A large part of this lies in the fact that our thoughts often dictate our behavior and our attitude. Even everyday comments said without thinking can affect us subconsciously and lead us to form certain opinions of ourselves that may not be positive. If you constantly joke about an aspect of your looks or about how you are terrible at a class, you subconsciously enforce these thoughts and begin to believe them, even if originally meant in a joking manner.

Similarly, making negative comments about a situation or a person often, even when not meant to be taken seriously, affects our thought processes and attitudes throughout the day. A study by the University of Minnesota even found that negative thinking—about ourselves, others or situations—can have long-term health consequences. Self-criticism and negativity, when practiced often, affects not just ourselves but the people around us. A habitual self-critical sense of humor can easily be transferred to or taken on by the people we spend time with.
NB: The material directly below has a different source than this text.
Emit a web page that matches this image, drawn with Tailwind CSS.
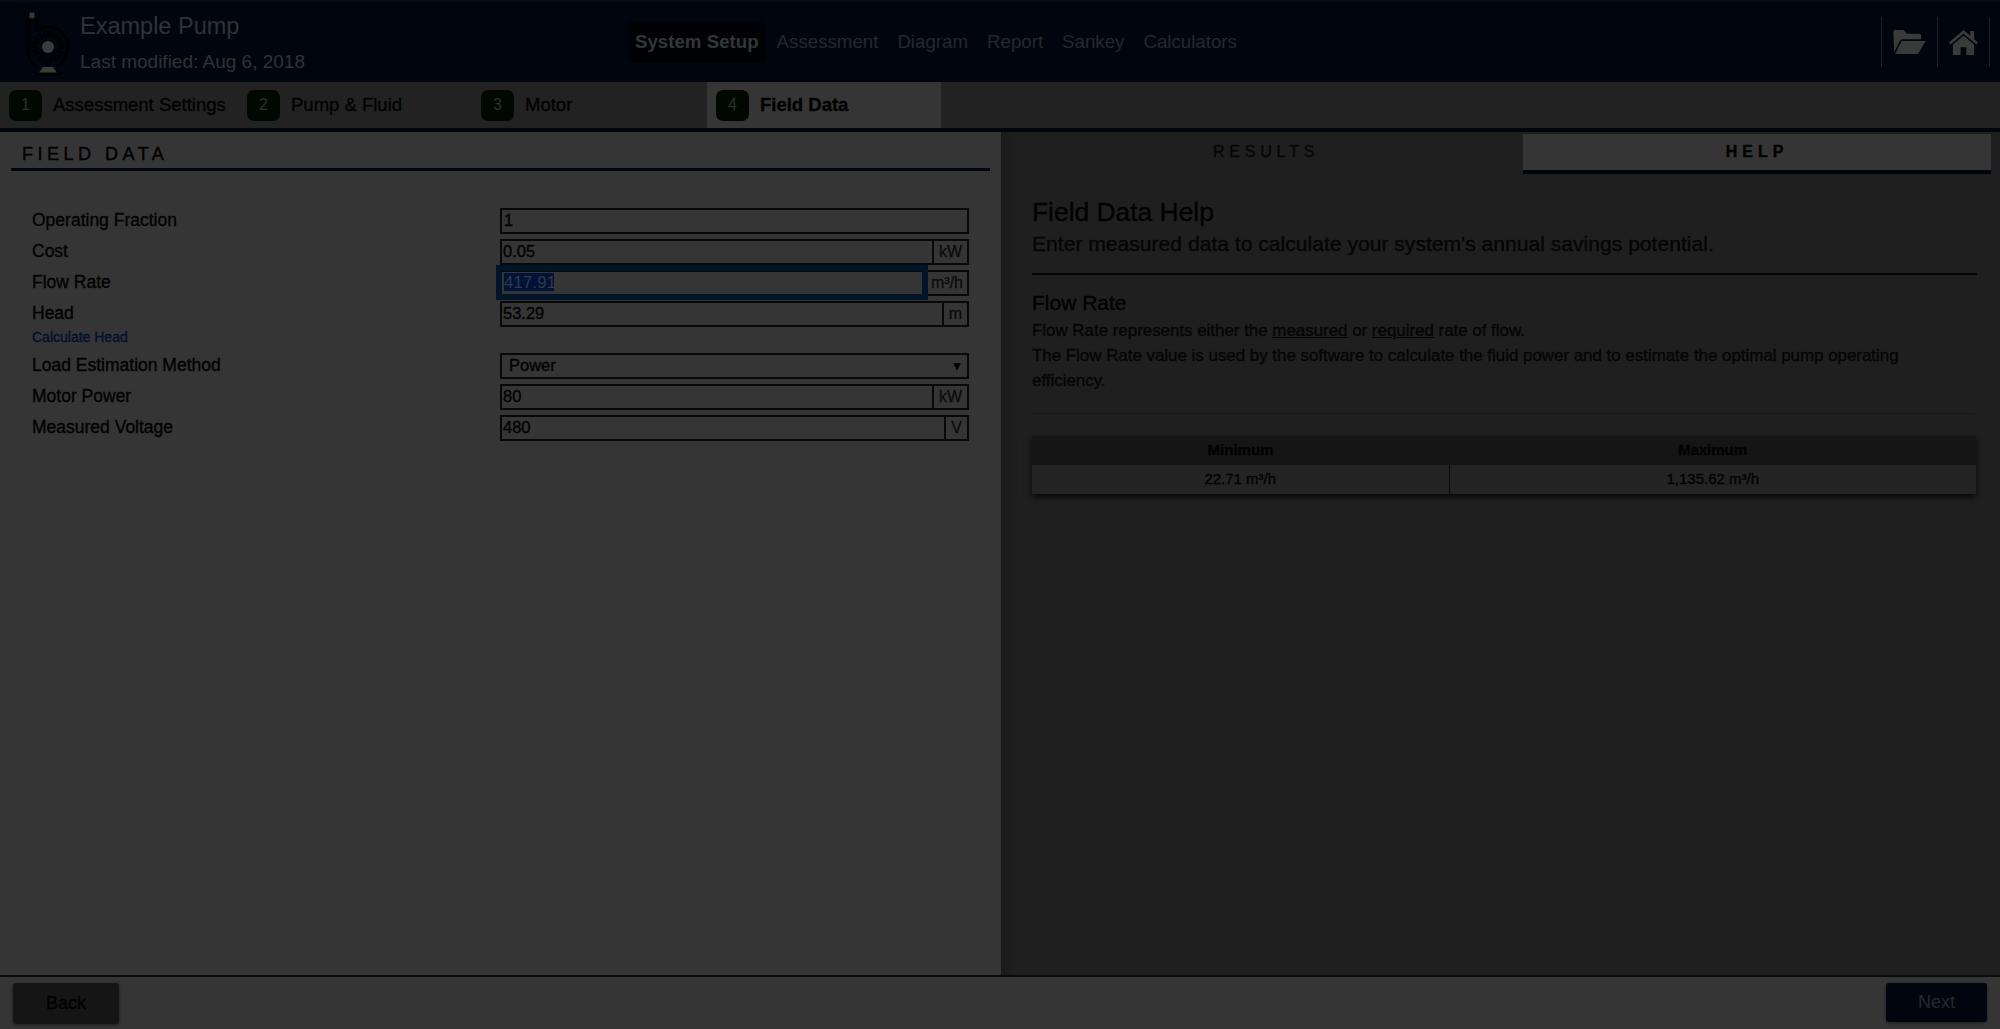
<!DOCTYPE html>
<html lang="en">
<head>
<meta charset="UTF-8">
<title>Example Pump</title>
<script src="https://cdn.jsdelivr.net/npm/@tailwindcss/browser@4"></script>
</head>
<body class="h-[1029px] w-[2000px] overflow-hidden bg-[#353535] font-['Liberation_Sans',sans-serif] text-[#020202] [-webkit-text-stroke:0.35px]">
  <!-- top nav -->
  <header class="flex h-[82px] items-center border-t-2 border-[#040c16] bg-[#01060e] [-webkit-text-stroke:0]">
    <div class="flex w-[628px] items-center">
      <svg class="ml-[20px] h-[72px] w-[50px] shrink-0" viewBox="20 4 50 72" fill="none">
        <path d="M29 10h6v7h-6z" fill="#383838" stroke="#000" stroke-width="1"/>
        <path d="M25 18h14" stroke="#000" stroke-width="3"/>
        <path d="M28 20v28c0 8 4 15 10 18M37 20v8c3-2 7-3 11-3 11 0 20 9 20 20 0 8-5 16-12 19" stroke="#000" stroke-width="2.500"/>
        <circle cx="48" cy="45" r="13" stroke="#000" stroke-width="6" stroke-dasharray="2 2"/>
        <circle cx="48" cy="45" r="6" fill="#3c3c3c"/>
        <path d="M43 65h10l4 6H39z" fill="#3c3c3c"/>
        <path d="M35 72h27" stroke="#000" stroke-width="3"/>
      </svg>
      <div class="ml-[10px]">
        <div class="text-[23.500px] leading-[26px] text-[#2f3236]">Example Pump</div>
        <div class="mt-[12px] text-[19px] leading-[21px] text-[#2f3236]">Last modified: Aug 6, 2018</div>
      </div>
    </div>
    <nav class="flex items-center text-[18.700px] text-[#24282d]">
      <span class="rounded-[5px] bg-[#000205] px-[7px] py-[9px] leading-[24px] font-bold text-[#353535]">System Setup</span>
      <span class="ml-[11px]">Assessment</span>
      <span class="ml-[19px]">Diagram</span>
      <span class="ml-[19px]">Report</span>
      <span class="ml-[19px]">Sankey</span>
      <span class="ml-[19px]">Calculators</span>
    </nav>
    <div class="ml-auto mr-[10px] flex h-[50px] items-center">
      <div class="flex h-full w-[56px] items-center justify-center border-l border-[#1e2226]">
        <svg class="h-[26px] w-[34px]" viewBox="0 0 36 28" fill="#3a3a3a"><path d="M0 3a2 2 0 0 1 2-2h9l4 4h13a2 2 0 0 1 2 2v4H10a3 3 0 0 0-3 2L1 25z"/><path d="M9 13h26l-8 13a3 3 0 0 1-2 1H2z"/></svg>
      </div>
      <div class="flex h-full w-[53px] items-center justify-center border-x border-[#1e2226]">
        <svg class="h-[25px] w-[29px]" viewBox="0 0 30 26" fill="#3a3a3a"><path d="M15 0 0 13l1.500 2L15 4l13.500 11 1.500-2-4-3.500V1h-4v5z"/><path d="M15 6 4 15v11h8v-8h6v8h8V15z"/></svg>
      </div>
    </div>
  </header>

  <!-- steps -->
  <div class="flex h-[46px] bg-[#222222] text-[18.500px]">
    <div class="flex w-[247px] items-center pl-[9px]"><span class="flex h-[31px] w-[33px] items-center justify-center rounded-[7px] bg-[#000801] text-[16px] text-[#2c302c] [-webkit-text-stroke:0]">1</span><span class="ml-[11px]">Assessment Settings</span></div>
    <div class="flex w-[234px] items-center"><span class="flex h-[31px] w-[33px] items-center justify-center rounded-[7px] bg-[#000801] text-[16px] text-[#2c302c] [-webkit-text-stroke:0]">2</span><span class="ml-[11px]">Pump &amp; Fluid</span></div>
    <div class="flex w-[226px] items-center"><span class="flex h-[31px] w-[33px] items-center justify-center rounded-[7px] bg-[#000801] text-[16px] text-[#2c302c] [-webkit-text-stroke:0]">3</span><span class="ml-[11px]">Motor</span></div>
    <div class="flex w-[234px] items-center bg-[#353535] pl-[9px] font-bold"><span class="flex h-[31px] w-[33px] items-center justify-center rounded-[7px] bg-[#000801] text-[16px] font-normal text-[#2c302c] [-webkit-text-stroke:0]">4</span><span class="ml-[11px]">Field Data</span></div>
  </div>
  <div class="h-[4px] bg-[#01060e] shadow-[0_2px_3px_rgba(0,0,0,0.4)]"></div>

  <main class="flex h-[843px]">
    <!-- left form -->
    <section class="w-[1001px] bg-[#353535] px-[11px]">
      <h2 class="h-[39px] border-b-[3px] border-[#01060e] pt-[12px] pl-[11px] text-[18px] leading-[21px] tracking-[4.500px] text-black">FIELD DATA</h2>
      <div class="mt-[37px] grid grid-cols-[468px_469px] pl-[21px] text-[17.500px]">
        <div class="flex h-[26px] items-center pb-[1px]">Operating Fraction</div>
        <div class="flex h-[26px] border-2 border-[#080808] pl-[2px] text-[16.500px] leading-[20px]">1</div>

        <div class="mt-[5px] flex h-[26px] items-center pb-[1px]">Cost</div>
        <div class="mt-[5px] flex h-[26px] border-2 border-[#080808] text-[16.500px] leading-[20px]"><span class="flex-1 pl-[1px]">0.05</span><span class="w-[35px] border-l-2 border-[#080808] text-center text-[16px] leading-[22px] text-[#0c0c0c]">kW</span></div>

        <div class="mt-[5px] flex h-[26px] items-center pb-[1px]">Flow Rate</div>
        <div class="relative mt-[5px] flex h-[26px] border-2 border-[#080808] text-[16.500px] leading-[20px]"><span class="flex-1"></span><span class="w-[42px] border-l-2 border-[#080808] text-center text-[16px] leading-[22px] whitespace-nowrap text-[#0c0c0c]">m³/h</span>
          <div class="absolute top-[-7px] left-[-6px] h-[35px] w-[432px] border-[6px] border-[#011428]"><span class="mt-[2px] ml-[2px] block w-[50px] bg-[#011238] text-[16.500px] leading-[18px] tracking-[0.3px] whitespace-nowrap text-[#2f3a48] [-webkit-text-stroke:0]">417.91</span></div>
        </div>

        <div class="mt-[5px] flex h-[26px] items-center pb-[1px]">Head</div>
        <div class="mt-[5px] flex h-[26px] border-2 border-[#080808] text-[16.500px] leading-[20px]"><span class="flex-1 pl-[1px]">53.29</span><span class="w-[25px] border-l-2 border-[#080808] text-center text-[16px] leading-[22px] text-[#0c0c0c]">m</span></div>

        <div class="col-span-2 h-[26px] pt-[1px] text-[14px] leading-[18px] text-[#011030]">Calculate Head</div>

        <div class="flex h-[26px] items-center pb-[1px]">Load Estimation Method</div>
        <div class="flex h-[26px] items-center justify-between border-2 border-[#080808] pr-[4px] pb-[1px] pl-[7px] text-[16.500px]"><span>Power</span><span class="text-[12px]">▼</span></div>

        <div class="mt-[5px] flex h-[26px] items-center pb-[1px]">Motor Power</div>
        <div class="mt-[5px] flex h-[26px] border-2 border-[#080808] text-[16.500px] leading-[20px]"><span class="flex-1 pl-[1px]">80</span><span class="w-[35px] border-l-2 border-[#080808] text-center text-[16px] leading-[22px] text-[#0c0c0c]">kW</span></div>

        <div class="mt-[5px] flex h-[26px] items-center pb-[1px]">Measured Voltage</div>
        <div class="mt-[5px] flex h-[26px] border-2 border-[#080808] text-[16.500px] leading-[20px]"><span class="flex-1 pl-[1px]">480</span><span class="w-[23px] border-l-2 border-[#080808] text-center text-[16px] leading-[22px] text-[#0c0c0c]">V</span></div>
      </div>
    </section>

    <!-- right help -->
    <section class="flex-1 bg-[#1f1f1f] shadow-[inset_14px_0_12px_-8px_rgba(0,0,0,0.2)]">
      <div class="flex h-[42px] pt-[2px]">
        <div class="flex h-[40px] w-[522px] items-center justify-center pb-[4px] pl-[8px] text-[16px] tracking-[4.800px] text-[#060606]">RESULTS</div>
        <div class="flex h-[40px] w-[468px] items-center justify-center border-b-[4px] border-[#01060e] bg-[#353535] text-[16px] font-bold tracking-[5px]">HELP</div>
      </div>
      <div class="pr-[23px] pl-[31px]">
        <h3 class="mt-[22px] text-[26.400px] leading-[32px]">Field Data Help</h3>
        <p class="text-[21.100px] leading-[32px] text-[#050505]">Enter measured data to calculate your system's annual savings potential.</p>
        <div class="mt-[13px] border-t-2 border-[#050505]"></div>
        <h4 class="mt-[15px] text-[21px] leading-[26px]">Flow Rate</h4>
        <p class="mt-[2px] text-[16.900px] leading-[25px] text-[#050505]">Flow Rate represents either the <u>measured</u> or <u>required</u> rate of flow.<br>The Flow Rate value is used by the software to calculate the fluid power and to estimate the optimal pump operating<br>efficiency.</p>
        <div class="mt-[20px] mr-[2px] border-t border-[#181818]"></div>
        <table class="mt-[22px] w-[944px] table-fixed text-center text-[15px] shadow-[0_3px_6px_rgba(0,0,0,0.8)]">
          <tr class="h-[29px] bg-[#151515] font-bold"><th class="w-[417px]">Minimum</th><th>Maximum</th></tr>
          <tr class="h-[29px] bg-[#242424]"><td class="border-r border-[#0a0a0a]">22.71 m³/h</td><td>1,135.62 m³/h</td></tr>
        </table>
      </div>
    </section>
  </main>

  <!-- footer -->
  <footer class="flex h-[54px] items-start justify-between border-t-2 border-[#0a0a0a] bg-[#353535] px-[13px] pt-[6px]">
    <button class="h-[41px] w-[106px] rounded-[3px] bg-[#151515] text-[18px] shadow-[0_1px_3px_rgba(0,0,0,0.5)]">Back</button>
    <button class="h-[39px] w-[101px] rounded-[3px] bg-[#01060e] text-[18px] text-[#24282d] shadow-[0_1px_3px_rgba(0,0,0,0.5)] [-webkit-text-stroke:0]">Next</button>
  </footer>
</body>
</html>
Additionally, self-deprecating humor can serve as a defense mechanism in place of expressing deeper emotions. In an effort to hide our insecurities or not address our problems, it can be much easier to constantly joke about our flaws. Again, having a sense of humor about oneself is normal and beneficial, but using self-criticism as a shield to conceal insecurities is an approach that appears helpful, but over time can be harmful.

People who practice self-criticism in a joking or light-hearted manner often may state that it’s just a part of their humor or that it’s not meant to be taken seriously. This may be true, but it’s important to at least consider how the topics we consistently choose to “joke” about affect how we feel about ourselves on a daily basis. Our thoughts influence our actions, and even light-hearted negativity, can subconsciously affect behavior or be used as a way to cope.

Next time you resort to self-deprecating humor, as we all do at some point, consider whether the point you are making is simply joking in context, or if your relied-upon “sense of humor” in reality is a source of negativity or an attempt to conceal deeper issues in your life. Consistently tearing yourself down isn’t always worth the laugh from your friends.